Wednesday, May 28, 2014

Italy-Regions of the North

Italy's northern regions are a symphony of breathtaking contrasts. Liguria stretches along the Mediterranean, and the jagged peaks of the Alps extend throughout Valle d'Aosta and Piedmont, complemented by Lombardy's rolling plains. The snowy Dolomites provide the backdrop to the Treninto Alto-Adige and the Veneto regions, while Venice and the sea maintain their delicate, dramatic relationship and the region of Friuli Venezia Giulia yields a treasure trove.

Aosta Valley

This is the most mountainous region of Italy, dominated by Alpine peaks, glaciers, valley streams, pine forests and high pasturelands, and accessed by the tunnels at the historic passes of Monte Bianco and Gran San Bernardo. The capital, Aosta, recognizes both Italian and French as the native tongues, and offers visitors such sights as the 11th century Romanesque Cathedral, Sant'Orso Church and the perfectly preserved forts of the Aosta Valley.


A region rippling with Alpine streams flowing into the Po, and dominated in the east by the lakes of Maggiore and d'Orta. The capital, Turin, features cultural and artistic influences from the Romanesque-Gothic and Baroque styles, while Sestrier and Bardonecchia offer fantastic skiing resorts.


Spreading over the Po Valley and bordered to the north by the Alps, this region is a veritable lake district, including eastern Maggiore, Varese, Iseo, Como and northern Garda. Each major city contains striking monuments to Romanesque and Gothic architecture, such as the Cathedral of Milan, while sumptuous Renaissance palaces and churches abound - some containing examples of the Lombard painting movement, which peaked during the fifteenth century.

Trentino and South Tyrol

A dramatic Alpine province, rich in rivers and lakes, and clusters of mountains and valleys, bisected by the Adige river. Three natural parks, Adamello-Brenta, Paneveggio-Pale of S. Martino and Stelvio conserve the native flora and fauna, including bears. Straddling Germany and northern Italy, the capital Trento combines both diverse cultures to create a fascinating artistic aesthetic.

Friuli Venezia-Giulia

A broad, flat province stretching from the Tagliamento River and to the Adriatic coastline, dotted with lagoons, interesting geological formations and countless grottoes. The regional; capital is Trieste; major towns include Udine, Gorizia and Pordenone. Evidence of older civilizations is abundant: Aquileia is a noted Roman archeological center, also with magnificent mosaics in its Romanesque Gothic Basilica.


Bordered by the eastern part of the Po Valley, the extensive plain comprises the majestic Dolomites of Cadore and the lagoon zone, including Venice, the region's agelessly beautiful capital. Here, Byzantine influence abound, in San Marco's and the Cathedral of Torcello, while there are innumerable glorious examples of Romanesque, Gothic and Renaissance art and architecture. Other unmissable treats include the Venetian islands of Murano, Burano and Torcello; Chioggia; the canals of the Brenta and the Veneto villas.

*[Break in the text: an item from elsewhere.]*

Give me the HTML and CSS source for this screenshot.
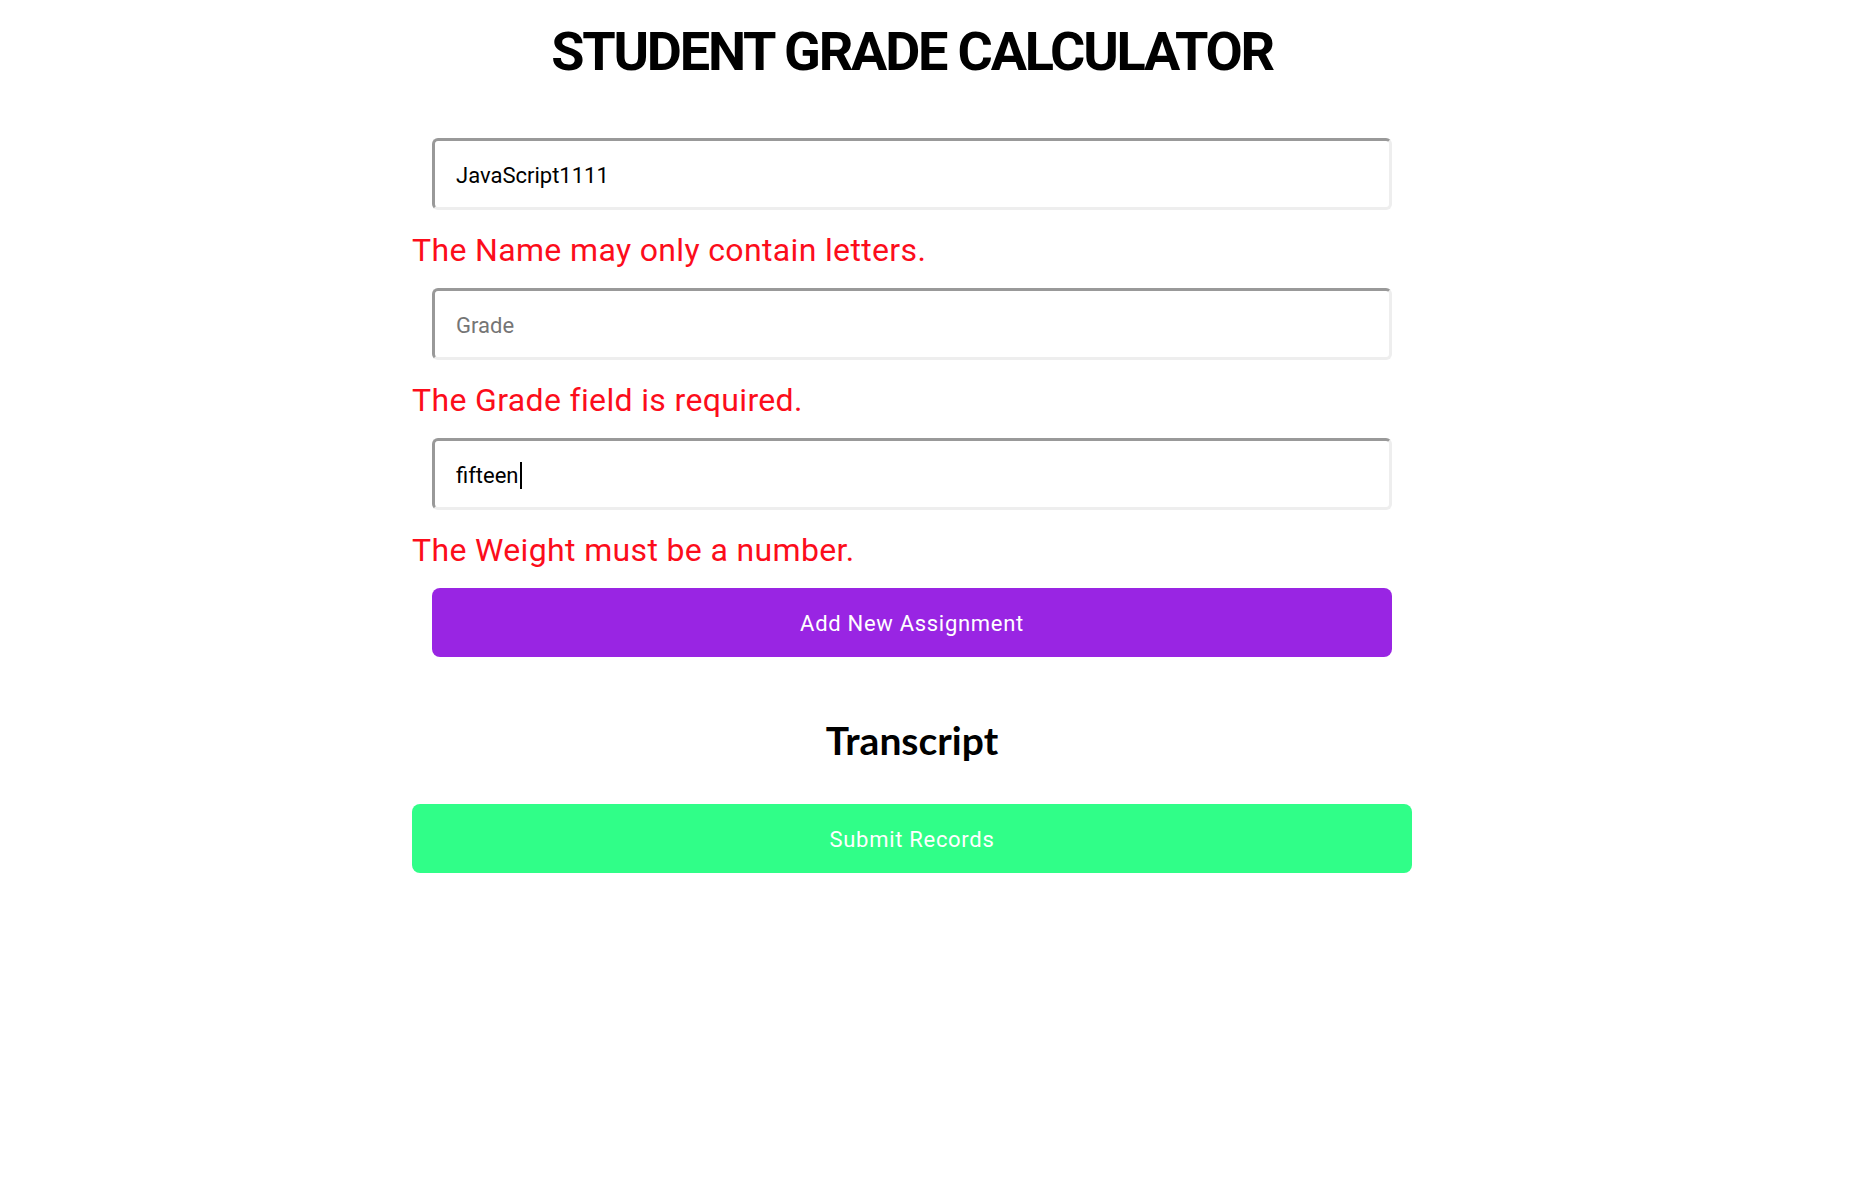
FILE: index.html
```html
<!DOCTYPE html>
<html lang="en">
<head>
<meta charset="utf-8">
<title>Student Grade Calculator</title>
<link rel="stylesheet" href="styles.css">
</head>
<body>
<main class="page">
  <h1 class="title">STUDENT GRADE CALCULATOR</h1>
  <form class="form">
    <div class="field"><span class="value">JavaScript1111</span></div>
    <p class="error">The Name may only contain letters.</p>
    <div class="field"><span class="placeholder">Grade</span></div>
    <p class="error">The Grade field is required.</p>
    <div class="field"><span class="value">fifteen</span><span class="caret"></span></div>
    <p class="error">The Weight must be a number.</p>
    <button type="button" class="btn btn-add">Add New Assignment</button>
  </form>
  <h2 class="subtitle">Transcript</h2>
  <button type="button" class="btn btn-submit">Submit Records</button>
</main>
</body>
</html>
```

FILE: styles.css
```css
html, body {
  margin: 0;
  background: #ffffff;
}
body {
  padding-right: 26px;
  font-family: Roboto, "Liberation Sans", sans-serif;
  color: #000;
}
.page {
  width: 1000px;
  margin: 0 auto;
  display: flex;
  flex-direction: column;
}
.title {
  margin: 20px 0 0;
  font-family: Roboto, "Liberation Sans", sans-serif;
  font-weight: 700;
  font-size: 54px;
  letter-spacing: -2.2px;
  text-align: center;
  line-height: normal;
}
.form {
  margin-top: 55px;
  display: flex;
  flex-direction: column;
}
.field {
  margin: 0 20px;
  height: 72px;
  box-sizing: border-box;
  border: 3px solid #eeeeee;
  border-top-color: #999999;
  border-left-color: #999999;
  border-radius: 6px;
  padding: 3px 21px 0;
  display: flex;
  align-items: center;
  font-size: 22px;
}
.value { color: #000; }
.placeholder { color: #757575; }
.caret {
  display: inline-block;
  width: 2px;
  height: 27px;
  background: #000;
  margin-left: 1px;
}
.error {
  margin: 21px 0 19px;
  color: #fc0d1b;
  font-size: 32px;
  letter-spacing: 0.35px;
  line-height: normal;
}
.btn {
  border: none;
  color: #fff;
  font-family: Roboto, "Liberation Sans", sans-serif;
  font-size: 22px;
  height: 69px;
  padding-top: 2px;
  border-radius: 8px;
  cursor: pointer;
  letter-spacing: 0.7px;
}
.btn-add {
  margin: 0 20px;
  background: #9925e3;
}
.subtitle {
  margin: 60px 0 0;
  text-align: center;
  font-family: Lato, "Open Sans", sans-serif;
  font-weight: 700;
  font-size: 39px;
  line-height: normal;
}
.btn-submit {
  margin-top: 41px;
  background: #30fe88;
}
```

Centered around the Gulf of Genoa on the Tyrrhenian Sea, Liguria is a mountainous region formed by the Maritime Alps and the Apennines, leaving only a narrow coastline. The region is divided at Genoa, the capital in the Riviera di Ponente (west to Ventemiglia) and the Riviera di Levante (east to La Spezia) - the tail end of which the beautiful, unspoiled "Le Cinque Terre" (the Five Lands). Throughout Liguria, you can find superb examples of Roman ruins, Romanesque and Baroque architecture and many medieval forts, towers, walls and castles.